Wow it's been almost a week since I've wrote last. Been thinking alot about my mood lately. Have'nt been the same bubbly self. Seems little things these past few weeks eat at me. Just random, no big deal "ISSUES" but yet, they take their toll. Of course why is it that when you are down, you just keep getting kicked.
I realized from all this, I hold alot in, and do a damn good job of not showing the pressure. However, when I am by myself, the layers melt and here I am ....can't sleep, and contemplate soo much.
David jokes about going on a walk............. how I would like that. We could get so much out on the table, without saying all that much. How one stone, could be kicked several miles without realizing it had traveled the distance. It's been six years, since I last kicked stones. How by the end of the walk, all life's issues were done and buried. How I wish life were still that simple.

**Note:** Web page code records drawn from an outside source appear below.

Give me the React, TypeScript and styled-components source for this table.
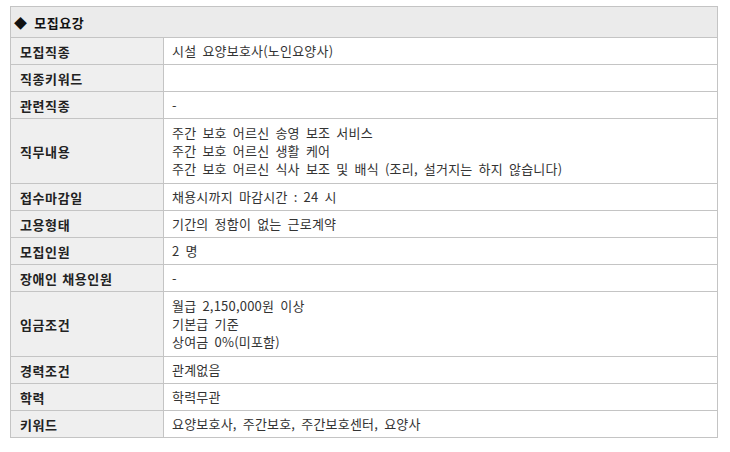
import React from 'react';
import styled, { createGlobalStyle } from 'styled-components';

interface InfoRow {
  label: string;
  lines: string[];
}

const rows: InfoRow[] = [
  { label: '모집직종', lines: ['시설 요양보호사(노인요양사)'] },
  { label: '직종키워드', lines: [''] },
  { label: '관련직종', lines: ['-'] },
  {
    label: '직무내용',
    lines: [
      '주간 보호 어르신 송영 보조 서비스',
      '주간 보호 어르신 생활 케어',
      '주간 보호 어르신 식사 보조 및 배식 (조리, 설거지는 하지 않습니다)',
    ],
  },
  { label: '접수마감일', lines: ['채용시까지 마감시간 : 24 시'] },
  { label: '고용형태', lines: ['기간의 정함이 없는 근로계약'] },
  { label: '모집인원', lines: ['2 명'] },
  { label: '장애인 채용인원', lines: ['-'] },
  {
    label: '임금조건',
    lines: ['월급 2,150,000원 이상', '기본급 기준', '상여금 0%(미포함)'],
  },
  { label: '경력조건', lines: ['관계없음'] },
  { label: '학력', lines: ['학력무관'] },
  { label: '키워드', lines: ['요양보호사, 주간보호, 주간보호센터, 요양사'] },
];

const GlobalStyle = createGlobalStyle`
  body {
    margin: 0;
    padding: 6px 10px;
    background: #fff;
    font-family: "Noto Sans CJK KR", "Noto Sans", sans-serif;
    font-size: 13px;
    letter-spacing: 0.2px;
    word-spacing: 3px;
    color: #333;
  }
`;

const Table = styled.table`
  width: 708px;
  border-collapse: collapse;
  border: 1px solid #c4c4c4;
  table-layout: fixed;
`;

const LabelCol = styled.col`
  width: 153px;
`;

const HeaderCell = styled.th`
  height: 30px;
  padding: 0 3px;
  background: #ebebeb;
  border: 1px solid #c4c4c4;
  text-align: left;
  font-size: 13px;
  font-weight: bold;
  letter-spacing: 0.6px;
  color: #111;
`;

const LabelCell = styled.th`
  padding: 0 9px;
  background: #efefef;
  border: 1px solid #c4c4c4;
  text-align: left;
  font-weight: bold;
  letter-spacing: 0.6px;
  word-spacing: 1px;
  color: #222;
  white-space: nowrap;
`;

const ValueCell = styled.td<{ $multi: boolean }>`
  padding: ${p => (p.$multi ? '5px 8px' : '4px 8px')};
  height: 18px;
  border: 1px solid #c4c4c4;
  line-height: 18px;
  color: #333;
`;

const Line = styled.div`
  white-space: nowrap;
`;

export default function App() {
  return (
    <>
      <GlobalStyle />
      <Table>
        <colgroup>
          <LabelCol />
          <col />
        </colgroup>
        <thead>
          <tr>
            <HeaderCell colSpan={2}>◆ 모집요강</HeaderCell>
          </tr>
        </thead>
        <tbody>
          {rows.map(row => (
            <tr key={row.label}>
              <LabelCell>{row.label}</LabelCell>
              <ValueCell $multi={row.lines.length > 1}>
                {row.lines.map((line, i) => (
                  <Line key={i}>{line || '\u00a0'}</Line>
                ))}
              </ValueCell>
            </tr>
          ))}
        </tbody>
      </Table>
    </>
  );
}
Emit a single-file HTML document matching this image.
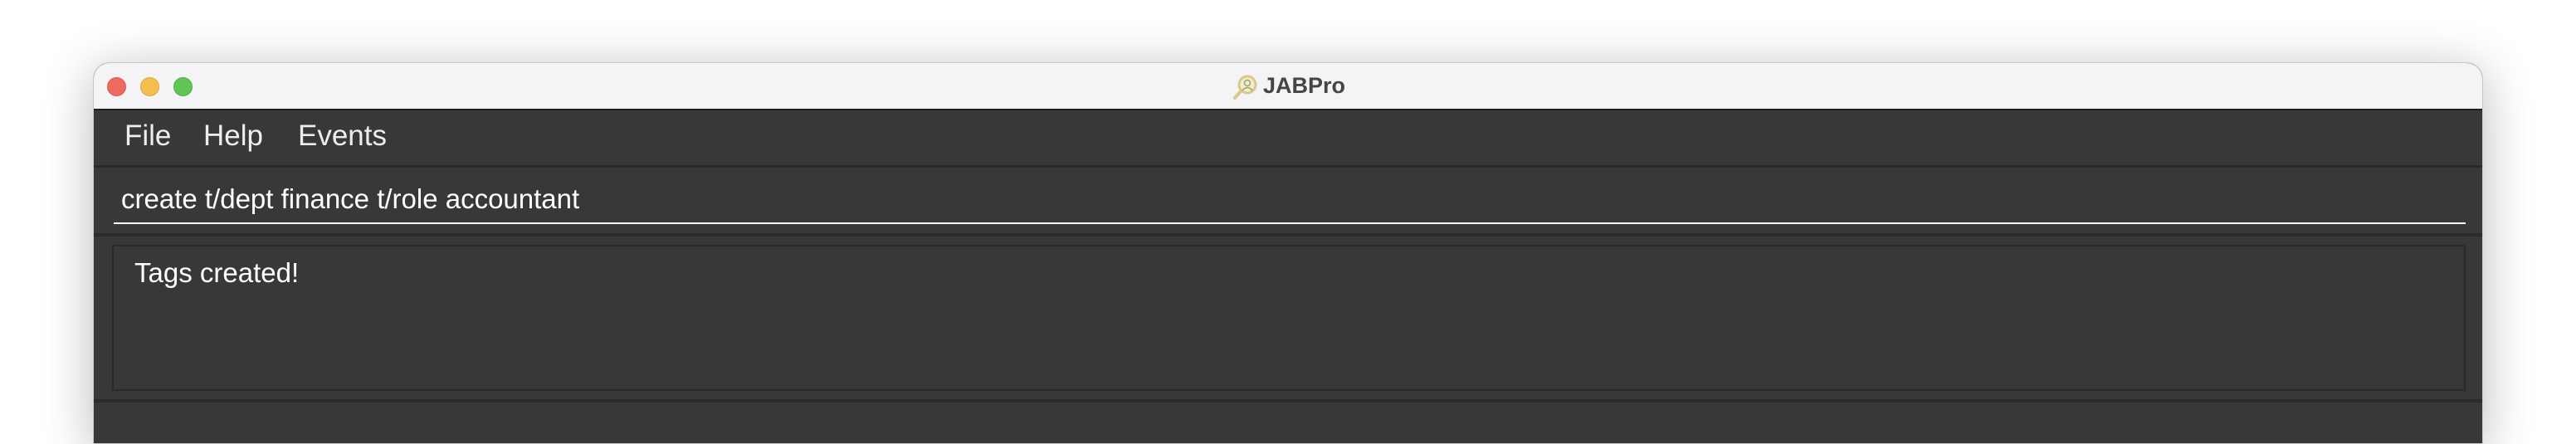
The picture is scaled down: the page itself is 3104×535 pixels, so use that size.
<!DOCTYPE html>
<html><head><meta charset="utf-8"><style>
*{margin:0;padding:0;box-sizing:border-box}
body{width:3104px;height:524px;background:#fff;position:relative;overflow:hidden;font-family:"Liberation Sans",sans-serif}
.win{position:absolute;left:112px;top:75px;width:2880px;height:460px;border-radius:20px 20px 0 0;overflow:hidden;box-shadow:0 10px 60px rgba(0,0,0,.28);border:1px solid #c8c8c8;background:#383838}
.title{position:absolute;left:0;top:0;right:0;height:57px;background:#f4f3f6;border-bottom:2px solid #1e1e1e}
.dot{position:absolute;top:17px;width:23px;height:23px;border-radius:50%}
.abs{position:absolute}
.t{color:#ededed;position:absolute;white-space:nowrap}
</style></head><body>
<div class="win">
 <div class="title">
  <div class="dot" style="left:16px;background:#ed6a5e;border:1px solid #d85a4f"></div>
  <div class="dot" style="left:56px;background:#f5bf4f;border:1px solid #dea63d"></div>
  <div class="dot" style="left:96px;background:#61c554;border:1px solid #50ad43"></div>
  <svg class="abs" style="left:1372px;top:13px" width="32" height="32" viewBox="0 0 32 32"><line x1="10" y1="21" x2="3" y2="29" stroke="#d8c88a" stroke-width="4" stroke-linecap="round"/><circle cx="18" cy="13" r="10" fill="#eef0cc" stroke="#d8c88a" stroke-width="3"/><circle cx="18" cy="11" r="3.5" fill="none" stroke="#9aa070" stroke-width="1.5"/><path d="M12 20 q6-7 12 0" fill="none" stroke="#9aa070" stroke-width="1.5"/></svg>
  <div class="abs" style="left:1409px;top:12px;font-size:27px;font-weight:bold;color:#454545">JABPro</div>
 </div>
 <div class="t" style="left:37px;top:68px;font-size:35px">File</div>
 <div class="t" style="left:132px;top:68px;font-size:35px">Help</div>
 <div class="t" style="left:246px;top:68px;font-size:35px">Events</div>
 <div class="abs" style="left:0;right:0;top:123px;height:3px;background:#2a2a2a"></div>
 <div class="t" style="left:33px;top:145px;font-size:33px;color:#fff">create t/dept finance t/role accountant</div>
 <div class="abs" style="left:24px;top:192px;width:2834px;height:2px;background:#fff"></div>
 <div class="abs" style="left:0;right:0;top:205px;height:4px;background:#2a2a2a"></div>
 <div class="abs" style="left:22px;top:219px;width:2836px;height:176px;border:2px solid #2a2a2a"></div>
 <div class="t" style="left:49px;top:234px;font-size:33px;color:#fff">Tags created!</div>
 <div class="abs" style="left:0;right:0;top:405px;height:4px;background:#2a2a2a"></div>
</div>
</body></html>
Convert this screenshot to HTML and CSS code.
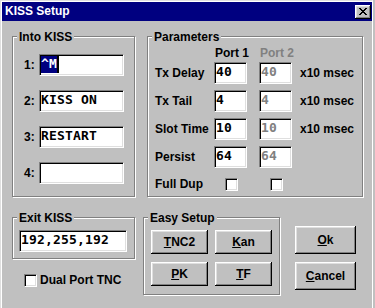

My mood as of late, just generally is my health. How can one simple health issue, that isn't life threatening be such a pain in the rear. (ha literally for those that know the problem) I am tired of taking so many diff. meds, and I am so tired of looking at myself in the mirror, pretending tomorrow's the day, I'll stop, or start, and things will start their course.
I know that it all takes me at 100% of working towards the goal to do this. I falter, which isn't bad, because we all do, but seriously I can't.
It seems the second my head hits the pillow anymore I am asleep, but within the next two hours I am wide awake, and everything hits me at warp speed. Questions to answer, tasks to be done, and the tossing and turning begins.
I try to walk, but the pebbles aren't quite right, and the conversation just isnt' the same. Funny, because you've known this all along.
The church still sits vacant, still holds the stories, the laughter, tears, and fears, I sometimes wonder what it would feel like, if I started to talk there in silence. Would it remember, or would I feel you near.
The phone calls aren't the same. The jokes, the laughter, it's all there, but......... it's that stone. Or maybe that pat on the back.